Task to complete
Write out the data below exactly as given, without any of its pictures.

╭──

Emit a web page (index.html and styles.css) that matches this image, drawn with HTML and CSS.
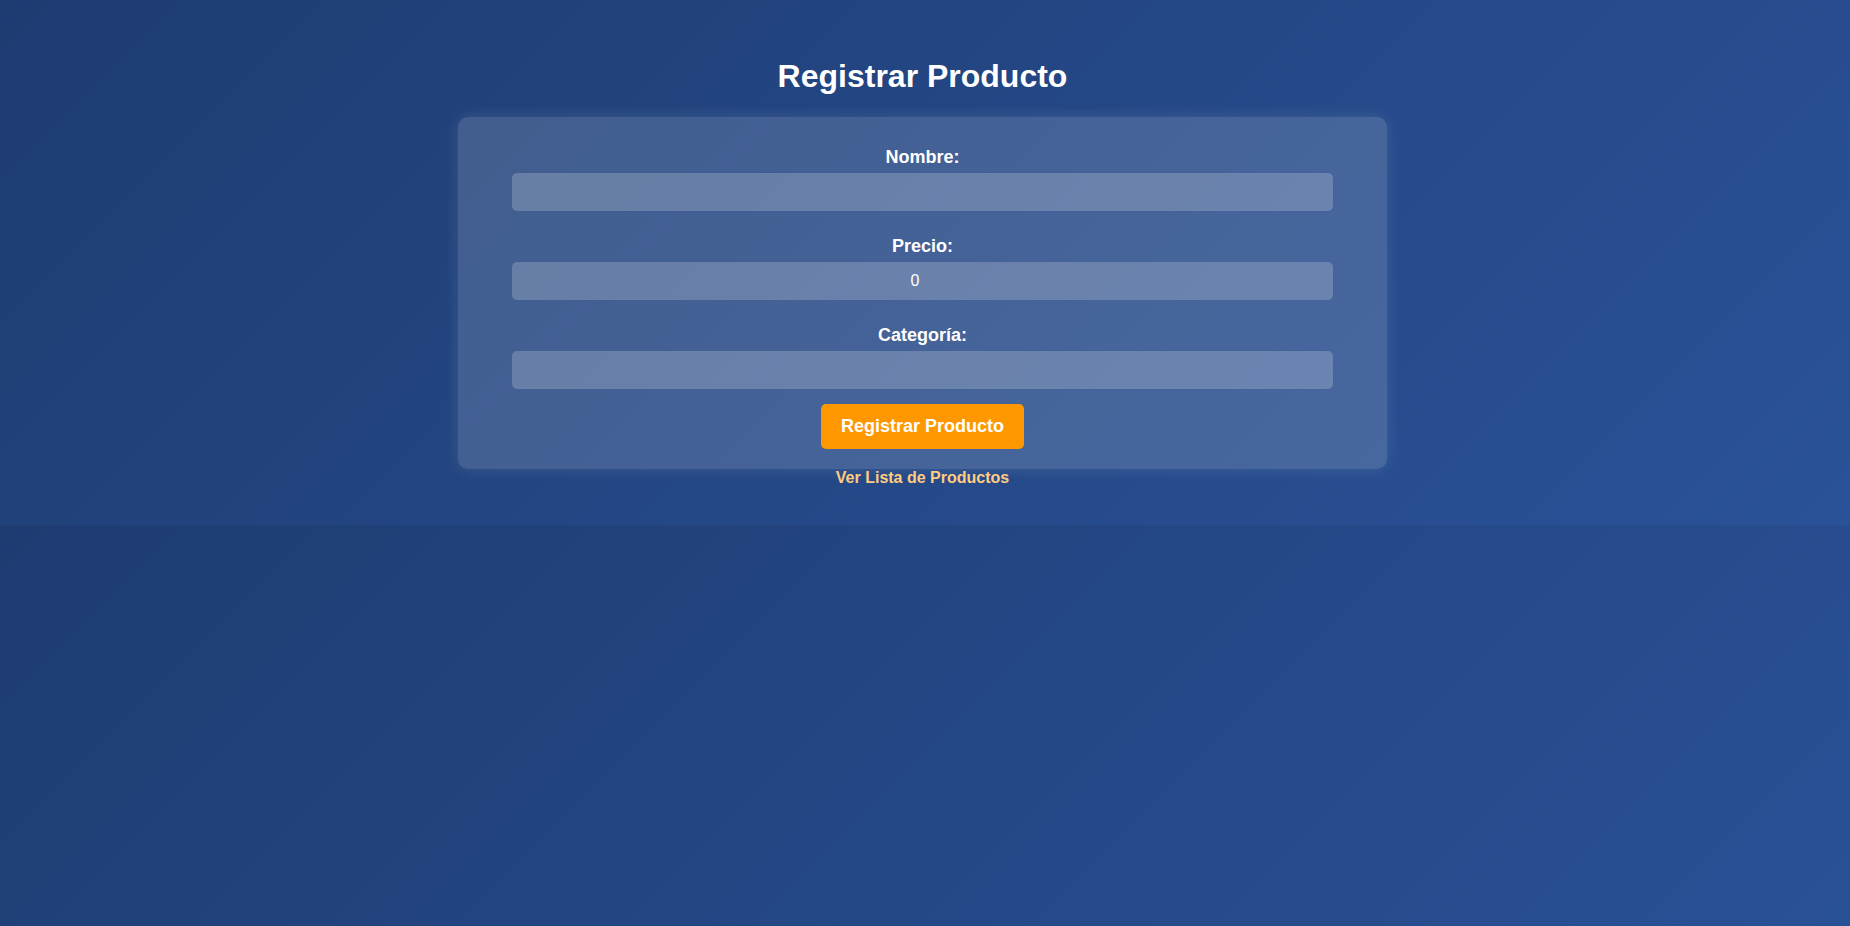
FILE: index.html
```html
<!DOCTYPE html>
<html lang="es">
<head>
<meta charset="utf-8">
<title>Registrar Producto</title>
<link rel="stylesheet" href="styles.css">
</head>
<body>
<div class="page">
  <h1 class="title">Registrar Producto</h1>
  <div class="card">
    <form class="form">
      <label class="label" for="nombre">Nombre:</label>
      <input class="field" id="nombre" type="text">
      <label class="label" for="precio">Precio:</label>
      <input class="field" id="precio" type="number" value="0">
      <label class="label" for="categoria">Categoría:</label>
      <input class="field" id="categoria" type="text">
      <button class="submit" type="button">Registrar Producto</button>
    </form>
  </div>
  <div class="links"><a class="link" href="#">Ver Lista de Productos</a></div>
</div>
</body>
</html>
```

FILE: styles.css
```css
html {
  margin: 0;
}
body {
  margin: 0;
  font-family: "Liberation Sans", Arial, sans-serif;
  color: #ffffff;
  background: linear-gradient(135deg, #1e3c72, #2a5298);
}
.page {
  padding: 58px 5px 38px 0;
  text-align: center;
}
.title {
  margin: 0 0 22px;
  font-size: 32px;
  font-weight: bold;
  line-height: normal;
}
.card {
  width: 889px;
  margin: 0 auto;
  padding: 20px;
  border-radius: 10px;
  background: rgba(255, 255, 255, 0.15);
  box-shadow: 0 0 15px rgba(255, 255, 255, 0.12);
}
.form {
  margin: 0;
  display: flex;
  flex-direction: column;
  align-items: center;
}
.label {
  display: block;
  margin: 10px 0 5px;
  font-size: 18px;
  font-weight: bold;
  line-height: normal;
}
.field {
  display: block;
  box-sizing: content-box;
  width: 90%;
  margin: 0 0 15px;
  padding: 10px;
  border: none;
  border-radius: 5px;
  background: rgba(255, 255, 255, 0.2);
  color: #ffffff;
  font-family: "Liberation Sans", Arial, sans-serif;
  font-size: 16px;
  text-align: center;
  outline: none;
}
.submit {
  display: block;
  margin: 0;
  padding: 12px 20px;
  border: none;
  border-radius: 5px;
  background: #ff9800;
  color: #ffffff;
  font-family: "Liberation Sans", Arial, sans-serif;
  font-size: 18px;
  font-weight: bold;
  line-height: normal;
  cursor: pointer;
}
.links {
  font-size: 16px;
}
.link {
  color: #ffcc80;
  font-weight: bold;
  text-decoration: none;
}
```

╰──

Exercise answer
Emit a web page (index.html and styles.css) that matches this image, drawn with HTML and CSS.
FILE: index.html
```html
<!DOCTYPE html>
<html lang="es">
<head>
<meta charset="utf-8">
<title>Registrar Producto</title>
<link rel="stylesheet" href="styles.css">
</head>
<body>
<div class="page">
  <h1 class="title">Registrar Producto</h1>
  <div class="card">
    <form class="form">
      <label class="label" for="nombre">Nombre:</label>
      <input class="field" id="nombre" type="text">
      <label class="label" for="precio">Precio:</label>
      <input class="field" id="precio" type="number" value="0">
      <label class="label" for="categoria">Categoría:</label>
      <input class="field" id="categoria" type="text">
      <button class="submit" type="button">Registrar Producto</button>
    </form>
  </div>
  <div class="links"><a class="link" href="#">Ver Lista de Productos</a></div>
</div>
</body>
</html>
```

FILE: styles.css
```css
html {
  margin: 0;
}
body {
  margin: 0;
  font-family: "Liberation Sans", Arial, sans-serif;
  color: #ffffff;
  background: linear-gradient(135deg, #1e3c72, #2a5298);
}
.page {
  padding: 58px 5px 38px 0;
  text-align: center;
}
.title {
  margin: 0 0 22px;
  font-size: 32px;
  font-weight: bold;
  line-height: normal;
}
.card {
  width: 889px;
  margin: 0 auto;
  padding: 20px;
  border-radius: 10px;
  background: rgba(255, 255, 255, 0.15);
  box-shadow: 0 0 15px rgba(255, 255, 255, 0.12);
}
.form {
  margin: 0;
  display: flex;
  flex-direction: column;
  align-items: center;
}
.label {
  display: block;
  margin: 10px 0 5px;
  font-size: 18px;
  font-weight: bold;
  line-height: normal;
}
.field {
  display: block;
  box-sizing: content-box;
  width: 90%;
  margin: 0 0 15px;
  padding: 10px;
  border: none;
  border-radius: 5px;
  background: rgba(255, 255, 255, 0.2);
  color: #ffffff;
  font-family: "Liberation Sans", Arial, sans-serif;
  font-size: 16px;
  text-align: center;
  outline: none;
}
.submit {
  display: block;
  margin: 0;
  padding: 12px 20px;
  border: none;
  border-radius: 5px;
  background: #ff9800;
  color: #ffffff;
  font-family: "Liberation Sans", Arial, sans-serif;
  font-size: 18px;
  font-weight: bold;
  line-height: normal;
  cursor: pointer;
}
.links {
  font-size: 16px;
}
.link {
  color: #ffcc80;
  font-weight: bold;
  text-decoration: none;
}
```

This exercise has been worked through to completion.